═══ Provided information ═══

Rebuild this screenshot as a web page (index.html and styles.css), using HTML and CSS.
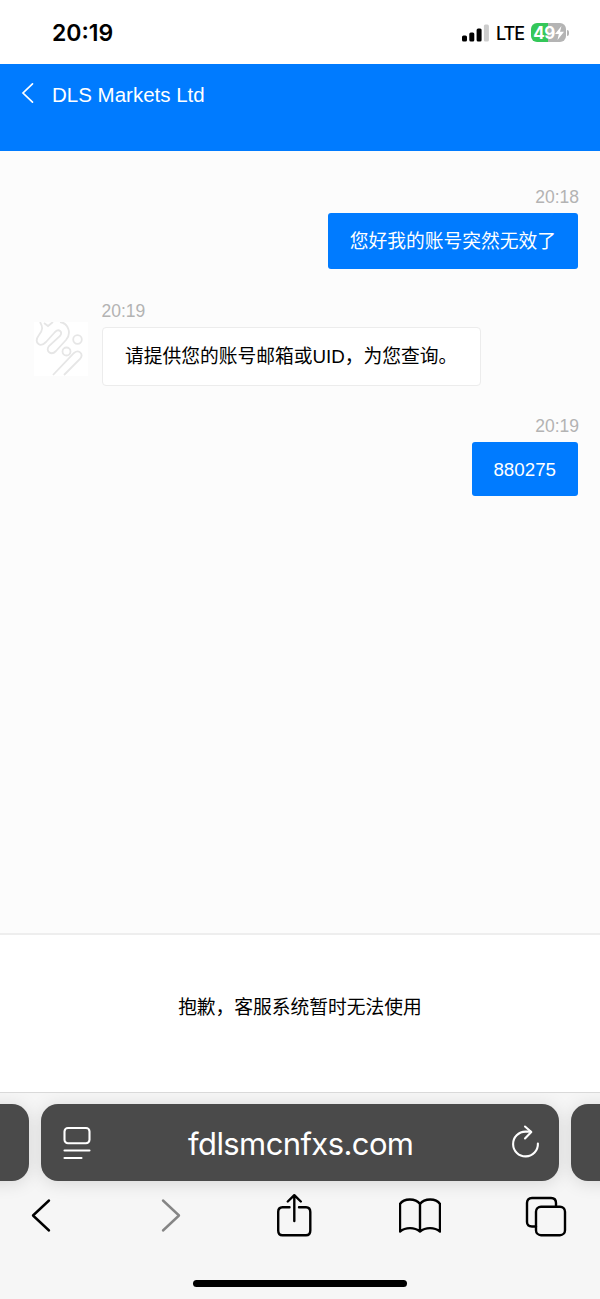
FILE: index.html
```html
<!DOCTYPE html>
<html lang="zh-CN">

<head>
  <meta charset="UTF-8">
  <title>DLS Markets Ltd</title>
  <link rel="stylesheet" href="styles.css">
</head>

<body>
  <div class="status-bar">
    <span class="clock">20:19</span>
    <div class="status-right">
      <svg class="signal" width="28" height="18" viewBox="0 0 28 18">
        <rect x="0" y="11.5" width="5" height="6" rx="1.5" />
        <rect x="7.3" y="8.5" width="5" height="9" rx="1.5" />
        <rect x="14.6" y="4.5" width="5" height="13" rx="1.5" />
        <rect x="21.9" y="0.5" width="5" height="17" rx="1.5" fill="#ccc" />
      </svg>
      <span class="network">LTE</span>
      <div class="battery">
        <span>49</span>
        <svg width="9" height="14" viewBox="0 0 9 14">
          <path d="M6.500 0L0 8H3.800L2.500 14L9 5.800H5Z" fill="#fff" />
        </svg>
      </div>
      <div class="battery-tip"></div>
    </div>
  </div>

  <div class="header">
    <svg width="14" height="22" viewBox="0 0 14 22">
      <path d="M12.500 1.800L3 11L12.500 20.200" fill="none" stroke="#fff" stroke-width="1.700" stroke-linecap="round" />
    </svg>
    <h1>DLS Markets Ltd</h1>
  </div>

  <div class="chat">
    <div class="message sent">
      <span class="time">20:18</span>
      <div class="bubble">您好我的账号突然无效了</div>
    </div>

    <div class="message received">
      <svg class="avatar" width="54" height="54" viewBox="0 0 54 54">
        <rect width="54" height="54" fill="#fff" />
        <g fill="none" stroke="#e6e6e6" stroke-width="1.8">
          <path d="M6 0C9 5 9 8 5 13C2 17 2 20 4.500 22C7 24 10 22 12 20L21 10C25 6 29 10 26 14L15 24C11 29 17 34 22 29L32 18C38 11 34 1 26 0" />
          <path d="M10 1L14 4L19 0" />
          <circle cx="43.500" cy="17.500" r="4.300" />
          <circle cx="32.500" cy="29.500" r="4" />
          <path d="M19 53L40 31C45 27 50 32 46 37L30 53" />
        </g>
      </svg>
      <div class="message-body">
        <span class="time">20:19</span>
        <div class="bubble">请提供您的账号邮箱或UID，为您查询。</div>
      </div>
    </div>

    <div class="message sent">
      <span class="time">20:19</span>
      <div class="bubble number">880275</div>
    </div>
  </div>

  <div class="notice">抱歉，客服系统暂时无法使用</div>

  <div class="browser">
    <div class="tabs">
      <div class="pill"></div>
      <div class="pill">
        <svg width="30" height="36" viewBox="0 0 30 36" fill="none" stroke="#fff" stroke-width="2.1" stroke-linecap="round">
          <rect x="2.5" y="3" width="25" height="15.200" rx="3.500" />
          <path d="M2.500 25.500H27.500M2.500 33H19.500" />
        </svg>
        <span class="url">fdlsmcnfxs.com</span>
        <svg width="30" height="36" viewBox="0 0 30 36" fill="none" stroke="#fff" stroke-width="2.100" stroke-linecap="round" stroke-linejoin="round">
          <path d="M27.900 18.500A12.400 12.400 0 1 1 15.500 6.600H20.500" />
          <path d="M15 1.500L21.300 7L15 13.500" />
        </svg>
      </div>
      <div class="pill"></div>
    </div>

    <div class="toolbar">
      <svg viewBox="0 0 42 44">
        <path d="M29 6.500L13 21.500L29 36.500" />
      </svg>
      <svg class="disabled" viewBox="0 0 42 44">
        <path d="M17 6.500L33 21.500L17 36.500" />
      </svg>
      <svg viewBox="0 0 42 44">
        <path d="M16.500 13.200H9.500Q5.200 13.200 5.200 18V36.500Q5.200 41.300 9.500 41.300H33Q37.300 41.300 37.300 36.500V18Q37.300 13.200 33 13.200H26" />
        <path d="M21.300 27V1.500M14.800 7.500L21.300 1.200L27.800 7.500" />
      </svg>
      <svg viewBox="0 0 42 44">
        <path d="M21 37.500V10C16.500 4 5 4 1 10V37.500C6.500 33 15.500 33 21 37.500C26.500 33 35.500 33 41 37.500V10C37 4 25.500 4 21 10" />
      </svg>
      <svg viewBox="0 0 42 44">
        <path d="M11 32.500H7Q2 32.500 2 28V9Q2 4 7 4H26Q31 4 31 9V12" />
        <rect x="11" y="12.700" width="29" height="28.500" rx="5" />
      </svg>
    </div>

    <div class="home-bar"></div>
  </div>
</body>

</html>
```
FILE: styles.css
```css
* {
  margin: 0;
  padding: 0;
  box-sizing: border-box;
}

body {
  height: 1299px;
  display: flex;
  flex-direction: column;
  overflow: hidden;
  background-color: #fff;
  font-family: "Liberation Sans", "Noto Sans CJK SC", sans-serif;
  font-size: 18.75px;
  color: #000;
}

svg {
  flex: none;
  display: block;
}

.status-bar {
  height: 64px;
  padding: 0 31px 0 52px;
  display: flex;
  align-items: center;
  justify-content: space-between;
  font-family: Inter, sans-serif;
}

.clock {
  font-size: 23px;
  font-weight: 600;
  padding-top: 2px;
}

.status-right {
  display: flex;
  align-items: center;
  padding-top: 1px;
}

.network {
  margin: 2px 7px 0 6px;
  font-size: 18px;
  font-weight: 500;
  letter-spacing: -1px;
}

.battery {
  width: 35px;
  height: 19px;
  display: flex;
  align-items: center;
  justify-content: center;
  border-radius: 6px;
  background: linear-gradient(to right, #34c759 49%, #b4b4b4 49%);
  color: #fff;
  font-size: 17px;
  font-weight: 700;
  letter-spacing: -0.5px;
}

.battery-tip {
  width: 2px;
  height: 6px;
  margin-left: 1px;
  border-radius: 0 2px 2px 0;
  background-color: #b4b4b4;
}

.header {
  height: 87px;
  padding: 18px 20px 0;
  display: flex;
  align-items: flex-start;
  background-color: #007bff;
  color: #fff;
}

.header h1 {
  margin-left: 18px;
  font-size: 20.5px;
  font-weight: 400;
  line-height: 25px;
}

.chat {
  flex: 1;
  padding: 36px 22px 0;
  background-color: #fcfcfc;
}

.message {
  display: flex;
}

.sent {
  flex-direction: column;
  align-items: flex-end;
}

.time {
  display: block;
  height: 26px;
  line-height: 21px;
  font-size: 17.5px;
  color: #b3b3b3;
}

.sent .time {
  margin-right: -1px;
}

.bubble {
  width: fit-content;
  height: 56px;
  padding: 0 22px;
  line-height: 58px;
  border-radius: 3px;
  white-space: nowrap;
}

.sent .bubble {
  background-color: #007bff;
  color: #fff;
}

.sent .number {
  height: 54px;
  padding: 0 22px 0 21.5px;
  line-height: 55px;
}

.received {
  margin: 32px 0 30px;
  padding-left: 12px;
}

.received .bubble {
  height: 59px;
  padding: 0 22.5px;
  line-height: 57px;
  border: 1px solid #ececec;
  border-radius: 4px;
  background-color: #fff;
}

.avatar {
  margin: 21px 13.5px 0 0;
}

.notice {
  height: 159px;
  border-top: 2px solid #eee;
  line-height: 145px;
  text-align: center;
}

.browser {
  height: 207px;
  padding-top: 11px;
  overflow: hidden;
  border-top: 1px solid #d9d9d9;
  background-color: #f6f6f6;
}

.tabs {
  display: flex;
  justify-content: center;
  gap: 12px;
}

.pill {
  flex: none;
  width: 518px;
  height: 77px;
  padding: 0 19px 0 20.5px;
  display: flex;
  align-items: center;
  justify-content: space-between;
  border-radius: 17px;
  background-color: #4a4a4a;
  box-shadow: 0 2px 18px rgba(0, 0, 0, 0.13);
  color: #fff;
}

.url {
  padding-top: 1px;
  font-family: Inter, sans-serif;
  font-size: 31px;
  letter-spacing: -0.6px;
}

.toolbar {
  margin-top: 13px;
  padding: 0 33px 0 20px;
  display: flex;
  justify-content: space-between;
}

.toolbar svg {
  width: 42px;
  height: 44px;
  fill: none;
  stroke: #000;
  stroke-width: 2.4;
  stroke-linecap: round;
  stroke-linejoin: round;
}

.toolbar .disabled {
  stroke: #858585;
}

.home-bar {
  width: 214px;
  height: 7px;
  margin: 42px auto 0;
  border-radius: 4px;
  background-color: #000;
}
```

═══
═══ Provided information ═══

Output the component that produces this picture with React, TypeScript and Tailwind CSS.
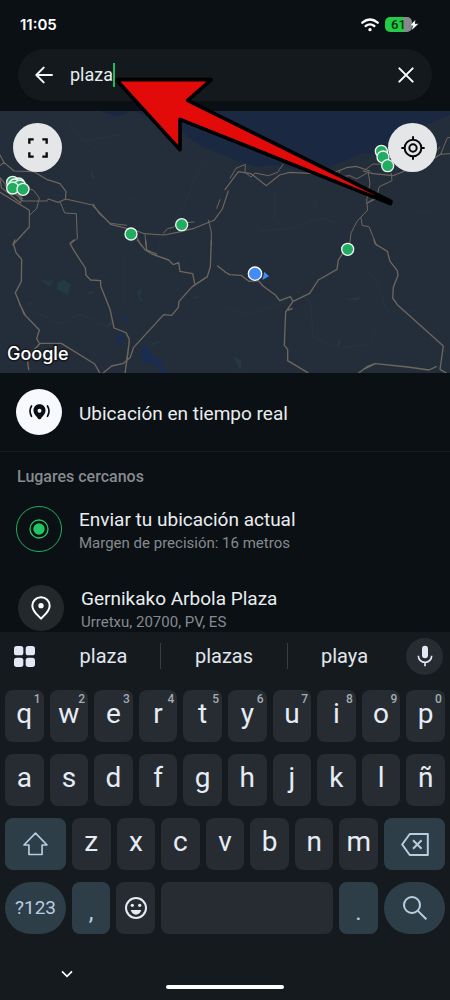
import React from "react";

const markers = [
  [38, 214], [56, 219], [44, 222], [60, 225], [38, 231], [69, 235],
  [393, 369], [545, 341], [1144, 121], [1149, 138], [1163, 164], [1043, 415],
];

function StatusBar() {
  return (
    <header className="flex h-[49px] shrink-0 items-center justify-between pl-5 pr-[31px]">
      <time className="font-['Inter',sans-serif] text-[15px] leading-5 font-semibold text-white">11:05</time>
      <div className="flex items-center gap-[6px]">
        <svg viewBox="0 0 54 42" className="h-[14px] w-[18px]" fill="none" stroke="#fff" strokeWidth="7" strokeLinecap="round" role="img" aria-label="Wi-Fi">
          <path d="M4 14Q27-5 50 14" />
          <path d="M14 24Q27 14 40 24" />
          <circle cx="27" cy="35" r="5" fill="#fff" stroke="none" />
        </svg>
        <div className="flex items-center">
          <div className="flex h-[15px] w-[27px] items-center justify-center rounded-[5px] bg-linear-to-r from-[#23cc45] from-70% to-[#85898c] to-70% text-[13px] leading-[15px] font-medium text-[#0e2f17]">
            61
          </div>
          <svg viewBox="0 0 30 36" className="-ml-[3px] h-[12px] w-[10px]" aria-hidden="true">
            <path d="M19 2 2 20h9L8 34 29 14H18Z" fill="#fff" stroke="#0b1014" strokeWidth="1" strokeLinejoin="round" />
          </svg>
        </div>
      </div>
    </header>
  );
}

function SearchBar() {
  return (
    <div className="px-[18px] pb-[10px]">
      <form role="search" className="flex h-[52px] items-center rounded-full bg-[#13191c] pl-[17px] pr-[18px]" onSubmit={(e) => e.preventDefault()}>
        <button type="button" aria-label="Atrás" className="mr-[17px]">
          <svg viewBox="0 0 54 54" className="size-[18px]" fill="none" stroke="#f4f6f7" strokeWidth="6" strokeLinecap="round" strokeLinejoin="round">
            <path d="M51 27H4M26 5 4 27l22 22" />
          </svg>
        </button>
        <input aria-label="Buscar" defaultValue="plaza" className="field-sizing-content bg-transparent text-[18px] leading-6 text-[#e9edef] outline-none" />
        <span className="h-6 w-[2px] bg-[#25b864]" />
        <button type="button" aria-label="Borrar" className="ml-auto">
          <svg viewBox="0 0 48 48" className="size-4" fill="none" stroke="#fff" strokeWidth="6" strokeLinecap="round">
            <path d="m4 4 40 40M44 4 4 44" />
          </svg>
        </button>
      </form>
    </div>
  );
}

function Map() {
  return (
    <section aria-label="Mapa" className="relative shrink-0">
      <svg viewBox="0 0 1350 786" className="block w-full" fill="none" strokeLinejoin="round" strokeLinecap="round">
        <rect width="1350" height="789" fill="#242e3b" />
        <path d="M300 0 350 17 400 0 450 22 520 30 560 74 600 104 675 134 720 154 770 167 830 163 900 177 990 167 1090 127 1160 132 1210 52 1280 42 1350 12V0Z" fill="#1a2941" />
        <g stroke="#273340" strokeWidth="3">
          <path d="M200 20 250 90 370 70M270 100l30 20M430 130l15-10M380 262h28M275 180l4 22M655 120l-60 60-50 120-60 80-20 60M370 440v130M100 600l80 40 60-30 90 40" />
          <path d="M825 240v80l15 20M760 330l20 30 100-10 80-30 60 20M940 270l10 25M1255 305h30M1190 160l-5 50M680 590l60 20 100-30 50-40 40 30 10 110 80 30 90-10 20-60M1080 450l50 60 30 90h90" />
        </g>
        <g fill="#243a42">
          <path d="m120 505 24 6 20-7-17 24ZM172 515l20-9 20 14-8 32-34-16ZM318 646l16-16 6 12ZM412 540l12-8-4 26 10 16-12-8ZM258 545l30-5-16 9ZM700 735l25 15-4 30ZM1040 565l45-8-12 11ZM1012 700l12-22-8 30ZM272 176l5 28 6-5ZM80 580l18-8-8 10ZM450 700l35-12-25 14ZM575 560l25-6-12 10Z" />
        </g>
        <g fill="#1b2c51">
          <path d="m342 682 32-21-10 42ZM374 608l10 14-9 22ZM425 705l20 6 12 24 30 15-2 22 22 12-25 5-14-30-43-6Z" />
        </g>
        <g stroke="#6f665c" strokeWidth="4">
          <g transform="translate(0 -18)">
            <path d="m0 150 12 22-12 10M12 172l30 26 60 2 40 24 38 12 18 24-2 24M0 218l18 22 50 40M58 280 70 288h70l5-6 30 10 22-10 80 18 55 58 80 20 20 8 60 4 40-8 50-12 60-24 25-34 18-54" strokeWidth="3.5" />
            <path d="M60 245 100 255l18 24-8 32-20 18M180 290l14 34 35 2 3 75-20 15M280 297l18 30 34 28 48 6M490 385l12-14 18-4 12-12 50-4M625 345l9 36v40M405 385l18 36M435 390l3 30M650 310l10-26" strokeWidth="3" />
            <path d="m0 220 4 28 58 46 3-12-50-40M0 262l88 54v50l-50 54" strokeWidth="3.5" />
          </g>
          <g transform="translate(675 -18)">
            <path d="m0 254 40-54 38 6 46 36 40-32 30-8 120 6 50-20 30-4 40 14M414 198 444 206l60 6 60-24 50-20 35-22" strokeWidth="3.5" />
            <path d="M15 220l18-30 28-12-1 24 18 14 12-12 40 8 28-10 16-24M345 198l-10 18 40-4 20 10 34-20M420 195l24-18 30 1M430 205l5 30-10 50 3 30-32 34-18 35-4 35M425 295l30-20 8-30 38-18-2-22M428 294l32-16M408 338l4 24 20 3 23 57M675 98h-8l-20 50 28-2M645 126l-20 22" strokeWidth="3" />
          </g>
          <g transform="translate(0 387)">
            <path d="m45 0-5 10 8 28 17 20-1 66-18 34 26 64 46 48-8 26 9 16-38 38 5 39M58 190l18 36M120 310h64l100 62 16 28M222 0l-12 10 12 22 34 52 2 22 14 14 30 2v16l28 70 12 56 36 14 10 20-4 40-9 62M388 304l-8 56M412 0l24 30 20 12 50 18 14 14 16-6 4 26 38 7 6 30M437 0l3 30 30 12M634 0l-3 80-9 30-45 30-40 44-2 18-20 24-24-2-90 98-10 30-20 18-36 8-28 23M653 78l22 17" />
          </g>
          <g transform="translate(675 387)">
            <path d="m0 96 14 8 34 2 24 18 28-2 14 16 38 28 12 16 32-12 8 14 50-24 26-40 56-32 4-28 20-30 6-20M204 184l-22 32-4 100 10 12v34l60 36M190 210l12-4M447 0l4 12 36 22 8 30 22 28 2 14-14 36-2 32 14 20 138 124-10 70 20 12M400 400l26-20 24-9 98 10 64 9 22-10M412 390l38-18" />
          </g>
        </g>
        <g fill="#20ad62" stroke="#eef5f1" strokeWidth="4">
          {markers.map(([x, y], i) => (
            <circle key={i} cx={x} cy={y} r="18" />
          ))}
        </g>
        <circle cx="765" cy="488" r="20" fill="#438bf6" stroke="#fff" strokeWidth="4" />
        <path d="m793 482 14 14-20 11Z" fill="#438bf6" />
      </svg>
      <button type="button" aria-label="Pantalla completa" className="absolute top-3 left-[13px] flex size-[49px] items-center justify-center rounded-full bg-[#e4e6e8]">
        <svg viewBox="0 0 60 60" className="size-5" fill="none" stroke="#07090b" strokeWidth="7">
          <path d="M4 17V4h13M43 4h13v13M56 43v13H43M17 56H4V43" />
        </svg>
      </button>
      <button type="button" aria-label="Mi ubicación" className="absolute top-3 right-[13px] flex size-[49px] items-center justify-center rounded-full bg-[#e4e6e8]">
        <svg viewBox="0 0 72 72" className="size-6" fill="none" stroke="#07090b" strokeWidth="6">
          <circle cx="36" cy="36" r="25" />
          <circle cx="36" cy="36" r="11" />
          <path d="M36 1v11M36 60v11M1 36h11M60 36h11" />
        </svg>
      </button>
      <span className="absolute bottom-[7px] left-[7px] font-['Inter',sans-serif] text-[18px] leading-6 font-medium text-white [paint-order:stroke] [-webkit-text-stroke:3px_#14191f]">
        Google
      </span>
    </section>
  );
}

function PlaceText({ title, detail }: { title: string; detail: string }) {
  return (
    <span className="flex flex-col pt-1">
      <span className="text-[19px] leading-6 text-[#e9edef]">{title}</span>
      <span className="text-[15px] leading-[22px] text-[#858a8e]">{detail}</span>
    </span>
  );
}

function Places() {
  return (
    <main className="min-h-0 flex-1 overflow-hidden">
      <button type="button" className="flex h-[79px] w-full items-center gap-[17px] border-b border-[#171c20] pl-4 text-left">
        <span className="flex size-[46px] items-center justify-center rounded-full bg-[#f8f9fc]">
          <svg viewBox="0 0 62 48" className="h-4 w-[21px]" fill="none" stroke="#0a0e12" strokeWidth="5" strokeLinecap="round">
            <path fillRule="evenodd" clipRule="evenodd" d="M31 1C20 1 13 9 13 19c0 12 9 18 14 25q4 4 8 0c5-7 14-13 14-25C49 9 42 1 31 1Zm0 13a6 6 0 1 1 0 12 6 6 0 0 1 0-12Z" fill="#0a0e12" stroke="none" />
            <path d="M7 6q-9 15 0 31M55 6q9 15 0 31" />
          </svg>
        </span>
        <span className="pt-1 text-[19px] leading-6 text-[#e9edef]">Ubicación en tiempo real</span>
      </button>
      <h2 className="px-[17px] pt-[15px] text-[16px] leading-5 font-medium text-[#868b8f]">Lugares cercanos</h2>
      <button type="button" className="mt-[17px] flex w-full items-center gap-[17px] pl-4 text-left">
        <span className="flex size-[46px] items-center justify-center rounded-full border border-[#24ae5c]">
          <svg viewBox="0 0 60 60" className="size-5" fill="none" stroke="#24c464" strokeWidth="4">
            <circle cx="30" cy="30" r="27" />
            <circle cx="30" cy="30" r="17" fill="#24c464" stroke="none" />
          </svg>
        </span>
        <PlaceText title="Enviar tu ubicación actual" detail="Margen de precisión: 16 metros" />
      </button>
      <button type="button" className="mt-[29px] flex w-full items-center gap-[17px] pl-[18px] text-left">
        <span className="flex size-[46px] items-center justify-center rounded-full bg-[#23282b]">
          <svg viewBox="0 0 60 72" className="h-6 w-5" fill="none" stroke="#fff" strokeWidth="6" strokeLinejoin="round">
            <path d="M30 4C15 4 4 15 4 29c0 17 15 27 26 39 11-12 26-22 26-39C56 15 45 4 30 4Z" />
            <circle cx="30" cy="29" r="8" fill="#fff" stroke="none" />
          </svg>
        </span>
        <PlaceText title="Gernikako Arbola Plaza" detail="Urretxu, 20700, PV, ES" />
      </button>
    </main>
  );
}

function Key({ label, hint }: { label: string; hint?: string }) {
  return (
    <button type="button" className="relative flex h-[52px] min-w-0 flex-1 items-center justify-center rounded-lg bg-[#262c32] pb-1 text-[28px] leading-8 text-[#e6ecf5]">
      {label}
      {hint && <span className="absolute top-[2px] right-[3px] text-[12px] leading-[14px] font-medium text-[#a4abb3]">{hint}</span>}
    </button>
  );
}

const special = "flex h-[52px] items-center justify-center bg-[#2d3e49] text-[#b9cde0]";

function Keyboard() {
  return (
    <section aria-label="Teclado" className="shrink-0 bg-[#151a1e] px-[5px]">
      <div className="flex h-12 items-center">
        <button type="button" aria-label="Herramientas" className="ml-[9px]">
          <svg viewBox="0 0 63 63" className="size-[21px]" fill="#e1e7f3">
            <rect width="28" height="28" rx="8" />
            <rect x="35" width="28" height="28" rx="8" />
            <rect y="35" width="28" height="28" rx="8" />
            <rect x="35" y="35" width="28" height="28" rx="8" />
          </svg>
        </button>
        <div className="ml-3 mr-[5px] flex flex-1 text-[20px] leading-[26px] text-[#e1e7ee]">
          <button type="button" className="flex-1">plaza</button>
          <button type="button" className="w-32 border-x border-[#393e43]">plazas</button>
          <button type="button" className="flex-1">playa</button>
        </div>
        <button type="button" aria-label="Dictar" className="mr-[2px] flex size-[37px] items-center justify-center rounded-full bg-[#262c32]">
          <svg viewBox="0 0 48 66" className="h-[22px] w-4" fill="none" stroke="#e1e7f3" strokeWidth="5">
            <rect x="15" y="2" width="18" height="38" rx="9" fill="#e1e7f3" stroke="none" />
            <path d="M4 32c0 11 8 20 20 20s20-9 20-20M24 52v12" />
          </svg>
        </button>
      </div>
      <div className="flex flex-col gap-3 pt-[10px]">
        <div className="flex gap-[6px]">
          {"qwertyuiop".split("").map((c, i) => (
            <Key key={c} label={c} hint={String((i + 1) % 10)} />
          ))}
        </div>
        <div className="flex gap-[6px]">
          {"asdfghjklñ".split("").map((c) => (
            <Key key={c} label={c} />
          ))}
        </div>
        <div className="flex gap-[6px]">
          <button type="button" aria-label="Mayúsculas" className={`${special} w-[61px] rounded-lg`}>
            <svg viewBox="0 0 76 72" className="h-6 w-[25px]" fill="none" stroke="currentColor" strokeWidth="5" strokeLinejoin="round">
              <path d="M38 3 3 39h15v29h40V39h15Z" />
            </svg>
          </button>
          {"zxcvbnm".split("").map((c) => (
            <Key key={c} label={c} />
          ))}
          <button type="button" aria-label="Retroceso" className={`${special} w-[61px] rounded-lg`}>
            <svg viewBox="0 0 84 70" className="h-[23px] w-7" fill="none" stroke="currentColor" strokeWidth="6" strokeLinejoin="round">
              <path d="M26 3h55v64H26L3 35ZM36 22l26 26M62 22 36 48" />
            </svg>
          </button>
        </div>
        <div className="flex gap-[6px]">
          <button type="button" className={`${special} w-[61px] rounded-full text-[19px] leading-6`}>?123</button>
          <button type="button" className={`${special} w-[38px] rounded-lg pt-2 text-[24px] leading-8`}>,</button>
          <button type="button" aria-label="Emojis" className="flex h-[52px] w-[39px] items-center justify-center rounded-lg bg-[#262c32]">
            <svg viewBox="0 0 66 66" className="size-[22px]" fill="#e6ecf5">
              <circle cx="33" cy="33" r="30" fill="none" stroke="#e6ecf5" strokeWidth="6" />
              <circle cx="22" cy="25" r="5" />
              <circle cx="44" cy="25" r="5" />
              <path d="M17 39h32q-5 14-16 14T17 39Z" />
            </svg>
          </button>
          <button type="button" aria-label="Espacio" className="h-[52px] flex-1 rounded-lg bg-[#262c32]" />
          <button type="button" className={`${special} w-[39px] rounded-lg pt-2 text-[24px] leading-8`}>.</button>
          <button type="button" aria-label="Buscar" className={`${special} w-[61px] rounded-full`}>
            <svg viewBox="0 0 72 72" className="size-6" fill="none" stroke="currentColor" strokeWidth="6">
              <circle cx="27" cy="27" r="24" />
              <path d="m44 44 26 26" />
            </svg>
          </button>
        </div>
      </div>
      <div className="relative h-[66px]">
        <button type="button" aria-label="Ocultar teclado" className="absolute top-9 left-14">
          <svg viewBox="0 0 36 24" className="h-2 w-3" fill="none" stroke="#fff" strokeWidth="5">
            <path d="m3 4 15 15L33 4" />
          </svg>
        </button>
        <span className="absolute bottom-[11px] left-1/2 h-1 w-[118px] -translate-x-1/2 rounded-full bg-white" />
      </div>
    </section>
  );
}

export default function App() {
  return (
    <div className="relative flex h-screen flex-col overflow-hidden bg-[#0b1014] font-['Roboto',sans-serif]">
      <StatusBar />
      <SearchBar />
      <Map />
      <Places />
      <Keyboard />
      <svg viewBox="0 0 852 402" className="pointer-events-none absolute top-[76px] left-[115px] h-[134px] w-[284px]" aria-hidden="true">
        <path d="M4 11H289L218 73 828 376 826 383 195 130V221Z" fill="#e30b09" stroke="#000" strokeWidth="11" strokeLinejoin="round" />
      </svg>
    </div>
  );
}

═══

Where a line in the material contains "React", copy that line.

Exercise solution –
Output the component that produces this picture with React, TypeScript and Tailwind CSS.
import React from "react";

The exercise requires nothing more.